Hacker News new | ask | show | jobs
by sudarshnachakra 1718 days ago
A genuine question. Why is that Google uses a custom kernel (with patches that could not be mainlined) when the below options are available.

1. Compiling the kernel with custom knobs 2. Write the custom code as Linux modules

6 comments

Because originally they were (way) ahead of the mainline. Article doesn't actually say this fwiw. Nowadays mainline is mostly caught up, but it's hard to rebase (article does say this).
Because you can’t add a feature with a knob. And not all changes can be made in a module (eg core kernel). And even if they could, kernel internals are not stable and you would still need to rebase your out of tree modules.
Not everything can be written as modules. The module API is fairly limited, and it doesn't let you arbitrarily customize the behavior of existing parts of the kernel. Examples from the article include OOM and scheduling. One I ran into myself recently is that, despite the name, Linux Security Modules (LSMs) are not loadable modules, and the LSM initialization code is unloaded after kernel boot, so even if I wanted to play tricks with unpublished APIs, the code is just not there.

A little more philosophicallh, if all these customization points were available as modules, the process of updating modules to work with new versions of the kernel would be exactly as much of a mess.

for OOM you do have a lot of flexibility with containers/control groups, nowadays. What kind of problems were they solving with the scheduler? I anything known about that?
For background context, a reminder that control groups were originally developed in Google’s kernel fork, and later mainlined.

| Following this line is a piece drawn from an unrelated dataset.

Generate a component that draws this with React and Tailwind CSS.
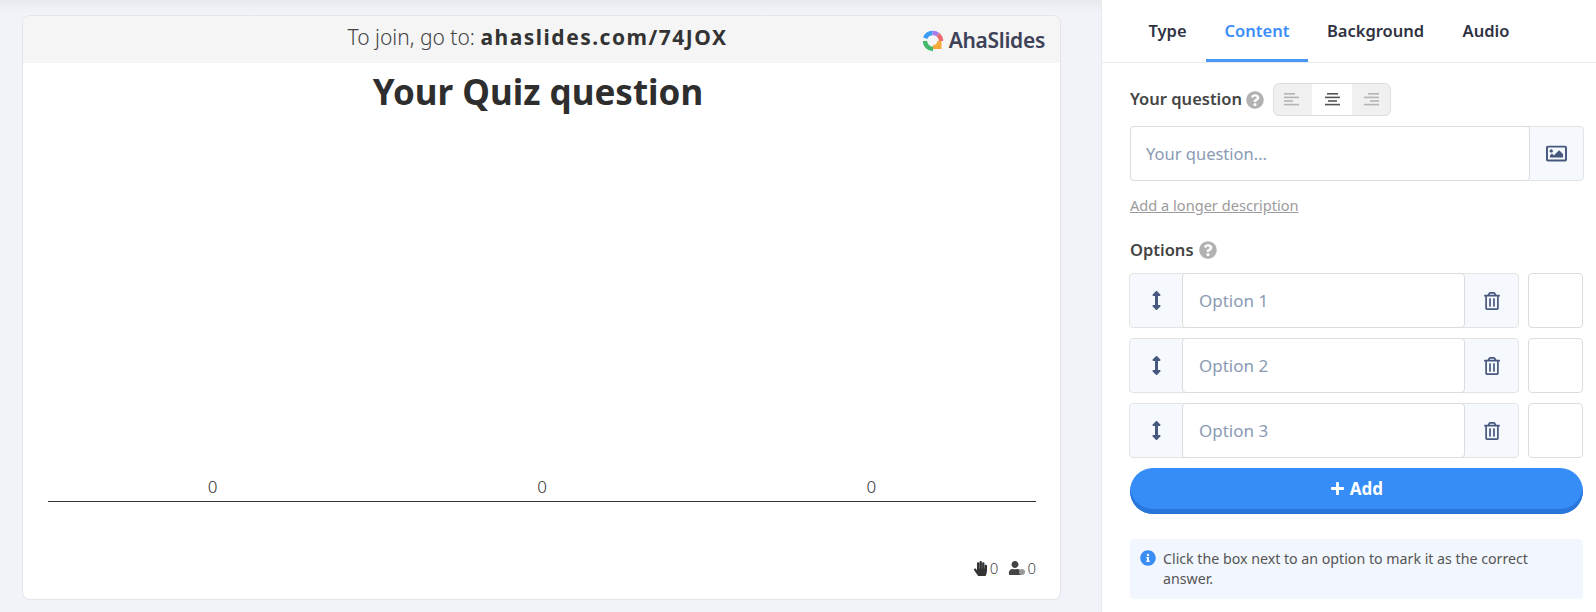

As for the scheduler stuff, the main change is a SwitchTo set of syscalls that allow threads to bypass the kernel’s scheduler and just continue execution as a different thread. https://lkml.org/lkml/2020/7/22/1202

Thanks for the link, it is explained in the linked video:

https://www.youtube.com/watch?v=KXuZi9aeGTw They explain it around 15:01 - google added it's own syscall switchto_thread - that puts the current thread to sleep and is switching to the argument thread id. (and some other calls too). That one helps with cutting down latency in inter thread calls for m:n threading. The real effort is to make latency for individual application requests predictable, while keeping it low.

the linked video briefly mentions that google has it's own futexs. What would be the difference between regular futexes and the google implementation?
The article makes a passing reference to "Google Fibers" and "a new API for cooperative scheduling in user space."

There seems to be a Phoronix article with some more info and a link to a preparatory patchset that's public: https://www.phoronix.com/scan.php?page=news_item&px=Google-F...

Some things just don't want to be a knob. Weird stuff that no sane person would consider, until they need to, like raising the limit on how long a command line can be.
That one is not that weird and I don’t like having to use xargs to create multiple calls.
Because as monolithic kernel, every feature touches lots of places and kernel modules have a very specific set of use cases.
It is not necessarily true that features touch a lot of places. But most of the changes are improvements to existing functionality (e.g. KVM, or the scheduler) rather than something self contained.
I'd imagine drivers for lots of custom hardware that will never leave the datacenters.
But drivers for custom hw are easy to rebase. They are quite self contained.

It is when you get into kernel internals that rebasing continuously becomes a challenge. Some parts of the core Linux kernel don't change often, but I imagine many other parts see significant churn.